*Work required*
Below are records; please write out exactly the lines from the first line through the line containing "import React from", with no pictures.
+++ Materials provided +++
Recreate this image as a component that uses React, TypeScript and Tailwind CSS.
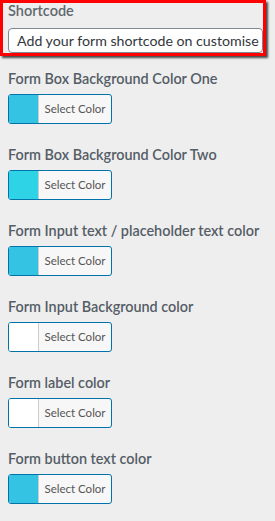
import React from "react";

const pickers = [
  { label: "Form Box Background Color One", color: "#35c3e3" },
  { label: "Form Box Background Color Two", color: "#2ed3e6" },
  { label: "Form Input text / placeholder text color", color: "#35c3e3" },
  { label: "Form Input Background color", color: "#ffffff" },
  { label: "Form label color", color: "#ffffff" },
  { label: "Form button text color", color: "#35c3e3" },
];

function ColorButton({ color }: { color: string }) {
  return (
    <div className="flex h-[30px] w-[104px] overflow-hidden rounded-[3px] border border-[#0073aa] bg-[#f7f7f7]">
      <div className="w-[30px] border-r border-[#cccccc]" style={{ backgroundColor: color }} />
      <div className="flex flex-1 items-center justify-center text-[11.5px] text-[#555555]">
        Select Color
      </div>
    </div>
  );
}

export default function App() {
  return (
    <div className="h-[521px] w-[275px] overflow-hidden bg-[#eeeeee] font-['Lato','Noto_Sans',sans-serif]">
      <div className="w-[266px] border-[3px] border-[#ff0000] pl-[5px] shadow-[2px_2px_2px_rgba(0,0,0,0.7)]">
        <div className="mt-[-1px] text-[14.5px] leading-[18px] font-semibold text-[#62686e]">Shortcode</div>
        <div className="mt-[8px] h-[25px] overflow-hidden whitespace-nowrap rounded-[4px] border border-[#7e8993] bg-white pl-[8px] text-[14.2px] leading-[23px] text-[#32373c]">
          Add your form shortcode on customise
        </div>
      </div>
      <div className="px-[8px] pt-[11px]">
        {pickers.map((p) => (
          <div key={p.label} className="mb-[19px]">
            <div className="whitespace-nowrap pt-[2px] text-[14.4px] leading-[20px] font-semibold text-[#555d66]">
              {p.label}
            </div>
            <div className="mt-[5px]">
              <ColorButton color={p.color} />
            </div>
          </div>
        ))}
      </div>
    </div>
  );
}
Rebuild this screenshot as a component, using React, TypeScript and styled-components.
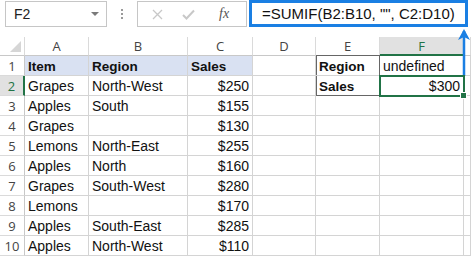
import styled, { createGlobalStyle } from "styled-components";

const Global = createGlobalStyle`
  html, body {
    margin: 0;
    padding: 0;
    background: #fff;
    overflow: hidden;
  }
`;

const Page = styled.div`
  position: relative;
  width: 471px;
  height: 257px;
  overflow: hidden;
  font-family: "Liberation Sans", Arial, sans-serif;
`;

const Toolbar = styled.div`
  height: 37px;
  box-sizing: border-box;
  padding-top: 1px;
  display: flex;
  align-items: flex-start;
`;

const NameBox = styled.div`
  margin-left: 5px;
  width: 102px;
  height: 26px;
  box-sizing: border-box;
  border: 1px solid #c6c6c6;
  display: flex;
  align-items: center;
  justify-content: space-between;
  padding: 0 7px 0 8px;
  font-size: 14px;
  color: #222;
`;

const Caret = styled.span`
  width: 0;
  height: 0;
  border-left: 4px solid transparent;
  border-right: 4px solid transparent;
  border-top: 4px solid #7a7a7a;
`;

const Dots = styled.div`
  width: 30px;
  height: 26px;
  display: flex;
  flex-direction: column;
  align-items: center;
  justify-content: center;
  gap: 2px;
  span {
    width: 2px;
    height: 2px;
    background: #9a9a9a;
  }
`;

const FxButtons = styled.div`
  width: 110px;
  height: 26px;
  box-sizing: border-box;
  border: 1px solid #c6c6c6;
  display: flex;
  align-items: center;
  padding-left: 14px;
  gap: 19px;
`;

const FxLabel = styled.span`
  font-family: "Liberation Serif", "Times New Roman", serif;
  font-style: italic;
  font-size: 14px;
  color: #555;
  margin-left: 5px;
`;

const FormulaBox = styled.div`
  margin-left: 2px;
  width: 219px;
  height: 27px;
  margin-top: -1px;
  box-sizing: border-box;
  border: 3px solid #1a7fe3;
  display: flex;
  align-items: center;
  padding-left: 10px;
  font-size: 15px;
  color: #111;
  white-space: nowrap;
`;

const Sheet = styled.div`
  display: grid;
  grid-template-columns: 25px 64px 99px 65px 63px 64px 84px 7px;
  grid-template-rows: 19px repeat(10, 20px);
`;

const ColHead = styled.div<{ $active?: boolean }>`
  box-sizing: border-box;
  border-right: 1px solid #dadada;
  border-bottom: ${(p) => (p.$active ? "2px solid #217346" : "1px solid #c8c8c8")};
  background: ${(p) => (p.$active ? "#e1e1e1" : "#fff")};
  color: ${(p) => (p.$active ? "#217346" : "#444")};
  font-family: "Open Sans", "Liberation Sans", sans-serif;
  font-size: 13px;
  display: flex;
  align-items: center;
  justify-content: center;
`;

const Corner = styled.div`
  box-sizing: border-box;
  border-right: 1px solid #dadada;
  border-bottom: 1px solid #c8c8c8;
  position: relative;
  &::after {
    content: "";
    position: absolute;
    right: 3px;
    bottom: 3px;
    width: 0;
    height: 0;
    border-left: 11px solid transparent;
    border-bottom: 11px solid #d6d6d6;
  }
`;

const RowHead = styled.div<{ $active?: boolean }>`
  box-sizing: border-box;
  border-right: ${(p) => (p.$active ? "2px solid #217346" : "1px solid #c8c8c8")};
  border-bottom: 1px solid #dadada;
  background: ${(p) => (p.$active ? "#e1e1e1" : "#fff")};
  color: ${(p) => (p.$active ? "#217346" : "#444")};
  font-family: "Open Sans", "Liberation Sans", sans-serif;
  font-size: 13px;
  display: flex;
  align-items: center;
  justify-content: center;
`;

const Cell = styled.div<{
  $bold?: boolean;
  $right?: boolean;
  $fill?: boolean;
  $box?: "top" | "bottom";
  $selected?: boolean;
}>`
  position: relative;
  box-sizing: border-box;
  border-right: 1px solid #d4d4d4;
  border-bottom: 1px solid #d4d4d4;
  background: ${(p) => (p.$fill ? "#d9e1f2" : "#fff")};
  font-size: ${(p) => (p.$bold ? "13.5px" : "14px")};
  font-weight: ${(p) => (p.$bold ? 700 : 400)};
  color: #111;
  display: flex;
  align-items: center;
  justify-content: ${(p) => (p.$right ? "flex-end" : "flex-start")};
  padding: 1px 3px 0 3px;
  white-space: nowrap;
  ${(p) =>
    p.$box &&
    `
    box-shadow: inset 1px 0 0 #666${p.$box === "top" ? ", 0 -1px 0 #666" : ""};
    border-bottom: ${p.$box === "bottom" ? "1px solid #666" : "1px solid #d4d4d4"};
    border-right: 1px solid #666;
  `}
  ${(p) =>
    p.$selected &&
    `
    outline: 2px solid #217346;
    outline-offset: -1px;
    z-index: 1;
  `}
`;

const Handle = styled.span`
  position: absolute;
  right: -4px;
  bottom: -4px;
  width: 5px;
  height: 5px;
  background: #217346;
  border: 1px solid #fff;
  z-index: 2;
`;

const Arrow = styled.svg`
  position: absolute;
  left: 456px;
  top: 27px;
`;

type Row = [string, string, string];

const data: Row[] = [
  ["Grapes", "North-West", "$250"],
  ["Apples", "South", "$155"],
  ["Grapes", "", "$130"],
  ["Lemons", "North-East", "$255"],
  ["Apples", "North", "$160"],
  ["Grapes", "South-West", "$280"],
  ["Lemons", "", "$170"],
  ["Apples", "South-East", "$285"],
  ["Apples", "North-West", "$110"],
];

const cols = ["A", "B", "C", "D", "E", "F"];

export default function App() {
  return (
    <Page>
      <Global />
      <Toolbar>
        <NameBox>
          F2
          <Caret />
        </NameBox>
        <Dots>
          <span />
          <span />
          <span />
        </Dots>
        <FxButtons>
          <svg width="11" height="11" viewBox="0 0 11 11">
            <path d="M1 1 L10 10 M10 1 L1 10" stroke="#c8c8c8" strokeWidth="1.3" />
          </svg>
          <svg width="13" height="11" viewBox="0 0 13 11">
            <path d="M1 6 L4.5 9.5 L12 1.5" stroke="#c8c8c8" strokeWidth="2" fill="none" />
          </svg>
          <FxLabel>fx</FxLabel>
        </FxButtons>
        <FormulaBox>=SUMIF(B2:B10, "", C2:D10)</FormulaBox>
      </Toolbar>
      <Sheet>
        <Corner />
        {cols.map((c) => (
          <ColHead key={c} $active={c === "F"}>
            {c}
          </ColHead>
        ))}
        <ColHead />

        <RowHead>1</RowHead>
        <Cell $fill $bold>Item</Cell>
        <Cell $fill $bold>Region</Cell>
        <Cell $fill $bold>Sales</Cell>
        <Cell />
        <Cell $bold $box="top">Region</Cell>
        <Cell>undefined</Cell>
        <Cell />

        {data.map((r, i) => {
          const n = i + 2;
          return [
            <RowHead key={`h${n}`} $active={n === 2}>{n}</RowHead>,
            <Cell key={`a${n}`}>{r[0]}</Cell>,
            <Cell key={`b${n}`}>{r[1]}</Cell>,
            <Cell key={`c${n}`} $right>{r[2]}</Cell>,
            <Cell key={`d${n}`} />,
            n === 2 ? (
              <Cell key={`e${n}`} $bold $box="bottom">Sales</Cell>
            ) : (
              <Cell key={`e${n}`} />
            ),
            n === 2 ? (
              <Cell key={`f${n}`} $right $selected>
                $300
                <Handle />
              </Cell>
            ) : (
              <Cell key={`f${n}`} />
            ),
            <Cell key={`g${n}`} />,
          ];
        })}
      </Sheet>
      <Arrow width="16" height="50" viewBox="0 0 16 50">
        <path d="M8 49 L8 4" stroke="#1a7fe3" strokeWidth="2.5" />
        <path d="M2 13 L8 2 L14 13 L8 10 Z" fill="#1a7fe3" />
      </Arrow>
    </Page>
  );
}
+++
*Exercise solution*
Recreate this image as a component that uses React, TypeScript and Tailwind CSS.
import React from "react";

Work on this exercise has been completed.